Na transparencie w słowie „szalik” litera L została zastąpiona odwróconą „L-ką” Legii. A na napisie powiewał na wietrze prawdziwy szalik klubu ze stolicy.
To, co robi urzędnik w dniu wolnym od pracy jest jego prywatną sprawą. Ale... Fanom Nafciarzy nie spodobała się konwersacja na Facebooku prezydenta. Tydzień temu pytał tam jednego ze swoich znajomych: -Kiedy znów na Legię? Znajomy zaproponował dwa terminy, jeden w kwietniu, jeden w maju, a Andrzej Nowakowski po sprawdzeniu kalendarza skwitował, że „mogę i tu i tu” i że jest „super!”.
Taka sympatia dla Legii nie jest w smak fanom Wisy Płock. Wczoraj o tej sytuacji napisał portal Czas Płocka. - Na stadionie Wisły Płock bywam tak często, jak tylko pozwalają mi na to obowiązki służbowe oraz rodzinne. Będąc kibicem piłki nożnej bywam też na meczach innych polskich drużyn grających w ekstraklasie – mówił temu portalowi prezydent. – Przyjmuję opinię kibiców, którym nie podoba się, że bywam na meczach drużyny, niezbyt lubianej w Płocku.

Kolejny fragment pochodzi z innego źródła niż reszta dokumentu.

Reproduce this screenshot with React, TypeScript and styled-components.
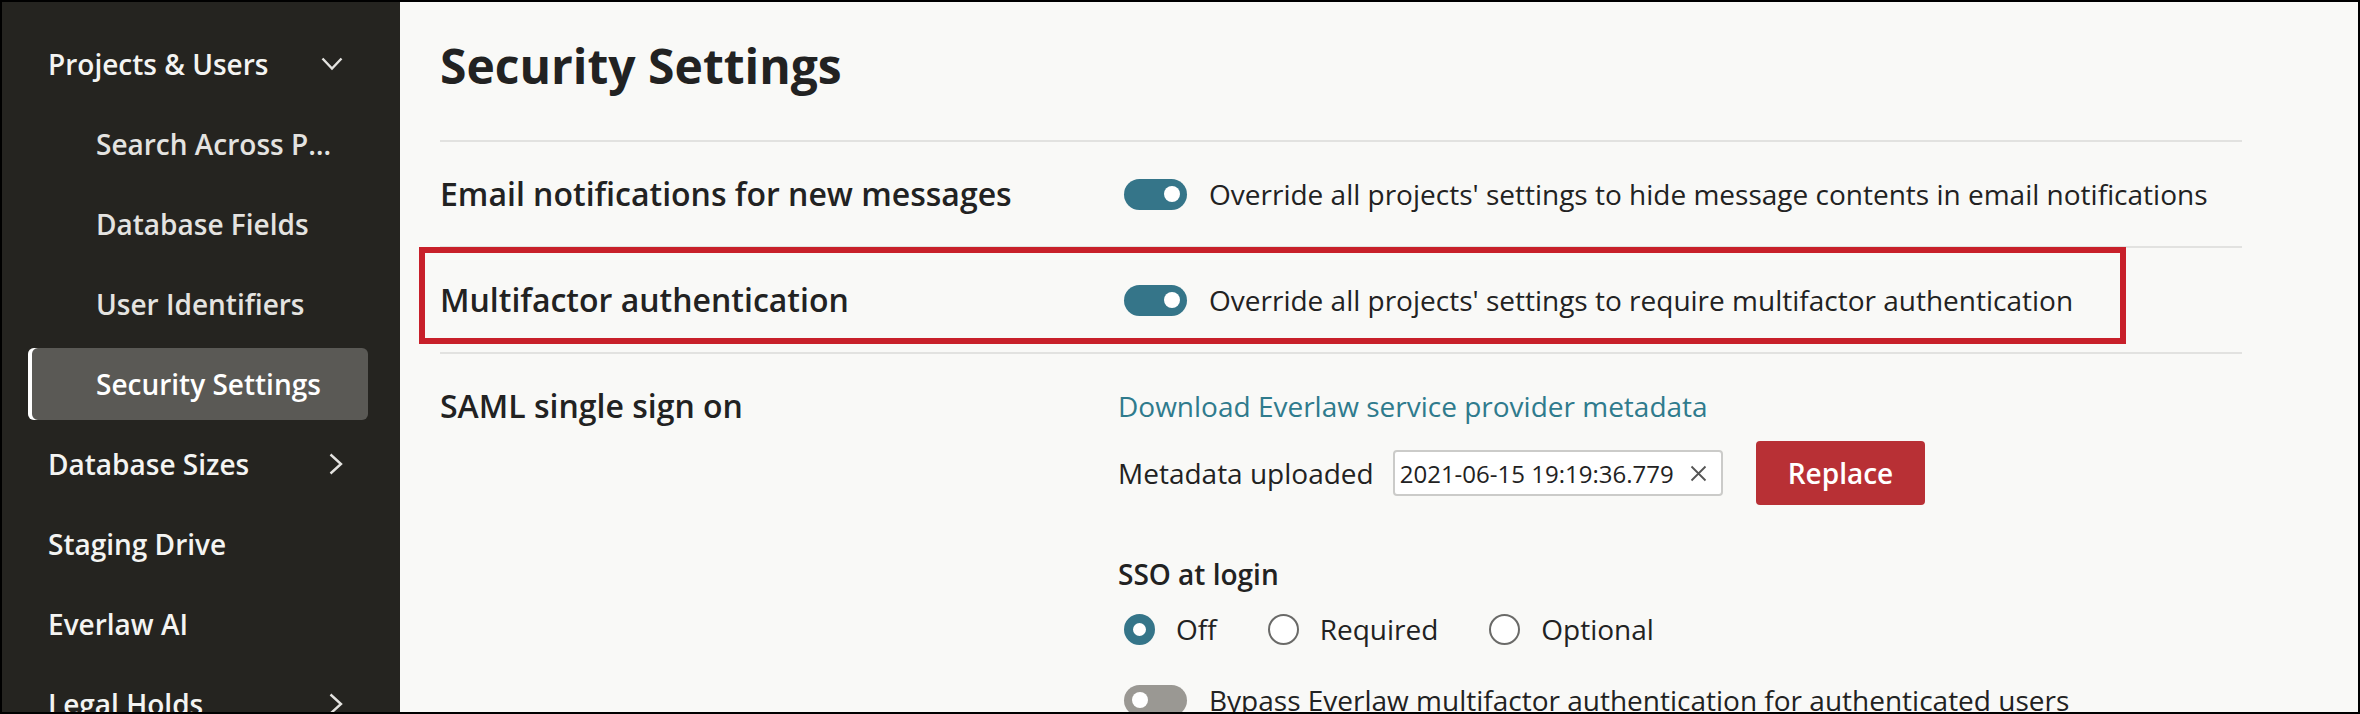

Dla mnie jednak ważne jest sportowe widowisko. Mogę tez zapewnić, że zrobię wszystko, żebyśmy wspólnie z płockimi fanami mogli jeździć na Łazienkowską kibicować naszej Wiśle.
Kibice nie dali długo czekać na swoją reakcję. Dziś na meczu z Dolcanem Ząbki wywiesili transparent, prezydent go zapewne widział. Co ciekawe, w następną sobotę znów o godz. 16 pierwszoligowy mecz w Płocku, tymczasem Legia gra o godz. 13.30 w Warszawie z Lechem Poznań. Właśnie ten termin pasował prezydentowi naszego miasta na wyprawę do stolicy...
Dodajmy, że w maju w Ratuszu planowana jest debata na temat płockiego klubu piłkarskiego. W poprzednim roku Wisła otrzymała z Ratusza 5 mln zł, w tym kwota była niższa. Przed wyborami Andrzej Nowakowski deklarował, że docelowo ta pomoc powinna wynosić tylko 1 mln zł rocznie.